Procedures to Evaluate the Magnitudes and Effects of Total Water Levels at USACE Projects

Friday, 19 December 2014
Heidi Moritz, US Army Corps of Engineers, Portland District, Jacksonville, FL, United States and Kate White, US Army Corps of Engineers,, Institute for Water Resources, Washington, DC, United States
USACE is mainstreaming climate preparedness and resilience with a focus on priority areas; we engage in external collaboration to improve our understanding of climate change impacts and vulnerabilities so that we can develop new policy and guidance to support adaptation implementation based on the best available and actionable science. Beginning in 2009, the US Corps of Engineers has taken steps to provide guidance on evaluating and adapting to sea level change.
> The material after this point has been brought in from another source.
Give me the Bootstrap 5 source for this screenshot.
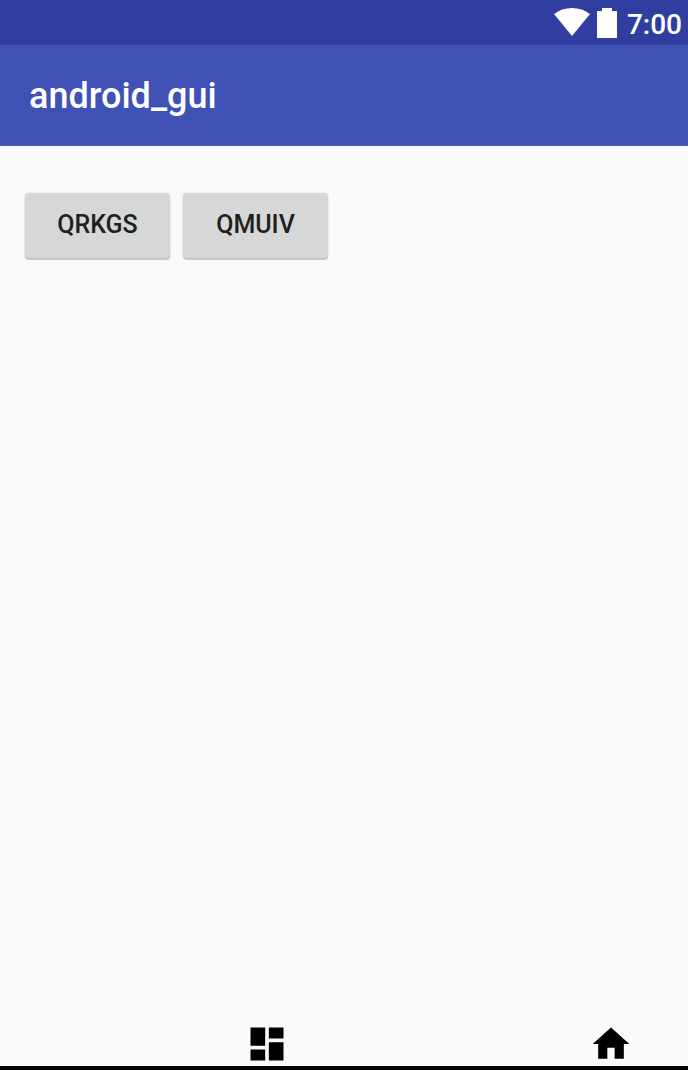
<!DOCTYPE html>
<html lang="en">
<head>
<meta charset="utf-8">
<meta name="viewport" content="width=device-width, initial-scale=1">
<title>android_gui</title>
<link href="https://cdn.jsdelivr.net/npm/bootstrap@5.3.0/dist/css/bootstrap.min.css" rel="stylesheet">
<style>
  body { font-family: Roboto, "Liberation Sans", sans-serif; background: #fafafa; }
  .status-bar { background: #303f9f; height: 45px; padding: 4px 6px 0 0; }
  .status-icons { gap: 7px; }
  .clock { font-size: 28px; line-height: 42px; font-weight: 500; margin-left: 10px; }
  .app-bar { background: #3f51b5; height: 101px; padding: 2px 29px 0; border-bottom: 1px solid #5162bd; }
  .app-title { font-size: 36px; line-height: 40px; font-weight: 500; }
  .content-area { padding: 47px 25px; gap: 13px; }
  .btn-raised {
    --bs-btn-color: #1f2020; --bs-btn-bg: #d6d8d7;
    --bs-btn-hover-color: #1f2020; --bs-btn-hover-bg: #cccecd;
    --bs-btn-active-bg: #c2c4c3;
    width: 145px; height: 65px; padding: 0 0 1px; border: 0; border-radius: 4px;
    font-size: 25px; line-height: 36px; font-weight: 500;
    box-shadow: 0 2px 1px rgba(0,0,0,.2), 0 0 2px rgba(0,0,0,.16);
  }
  .bottom-nav { border-bottom: 4px solid #000; }
  .nav-slot { padding-right: 55px; }
  .nav-slot a { color: #000; }
</style>
</head>
<body class="d-flex flex-column min-vh-100">
  <div class="status-bar d-flex align-items-start justify-content-end text-white">
    <div class="status-icons d-flex mt-1">
      <svg width="36" height="29" viewBox="0 0 36 29" fill="currentColor" role="img" aria-label="Wi-Fi"><path d="M0 6Q8 0 18 0t18 6L18 28z"/></svg>
      <svg width="20" height="30" viewBox="0 0 20 30" fill="currentColor" role="img" aria-label="Battery"><path d="M5 0h10v3h5v27H0V3h5z"/></svg>
    </div>
    <span class="clock">7:00</span>
  </div>
  <header class="app-bar d-flex align-items-center text-white">
    <h1 class="app-title m-0">android_gui</h1>
  </header>
  <main class="content-area flex-grow-1 d-flex align-items-start">
    <button type="button" class="btn btn-raised">QRKGS</button>
    <button type="button" class="btn btn-raised">QMUIV</button>
  </main>
  <nav class="bottom-nav">
    <div class="row g-0">
      <div class="nav-slot col-6 d-flex justify-content-end">
        <a class="d-flex" href="#dashboard" aria-label="Dashboard"><svg width="44" height="44" viewBox="0 0 24 24" fill="currentColor"><path d="M3 13h8V3H3v10zm0 8h8v-6H3v6zm10 0h8V11h-8v10zm0-18v6h8V3h-8z"/></svg></a>
      </div>
      <div class="nav-slot col-6 d-flex justify-content-end">
        <a class="d-flex" href="#home" aria-label="Home"><svg width="44" height="44" viewBox="0 0 24 24" fill="currentColor"><path d="M10 20v-6h4v6h5v-8h3L12 3 2 12h3v8z"/></svg></a>
      </div>
    </div>
  </nav>
<script src="https://cdn.jsdelivr.net/npm/bootstrap@5.3.0/dist/js/bootstrap.bundle.min.js"></script>
</body>
</html>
Close collaboration with national and international experts is an essential component in our process of developing practical, nationally consistent, and cost-effective measures to reduce potential vulnerabilities resulting from global changes. The next stage of USACE evaluation is to provide guidance on procedures to evaluate the magnitudes and effects of total water levels at USACE projects. The guidance will outline project specific analysis and assessment of total water level with respect to four primary mission areas: flood damage risk reduction, navigation, coastal storm damage risk reduction, and ecosystems. Federal agency and international sources of information and approaches will be outlined and provided. The various components of total water levels as well as temporal, geomorphic and regional variability will be assessed. A range of analysis level and methods will be outlined ranging from basic water level descriptive statistics to more complex analysis of hydrodynamic processes. The end product will be field level  guidance that addresses wide ranges of project stability and performance and the relevant variability and uncertainty which may impact project cost and performance.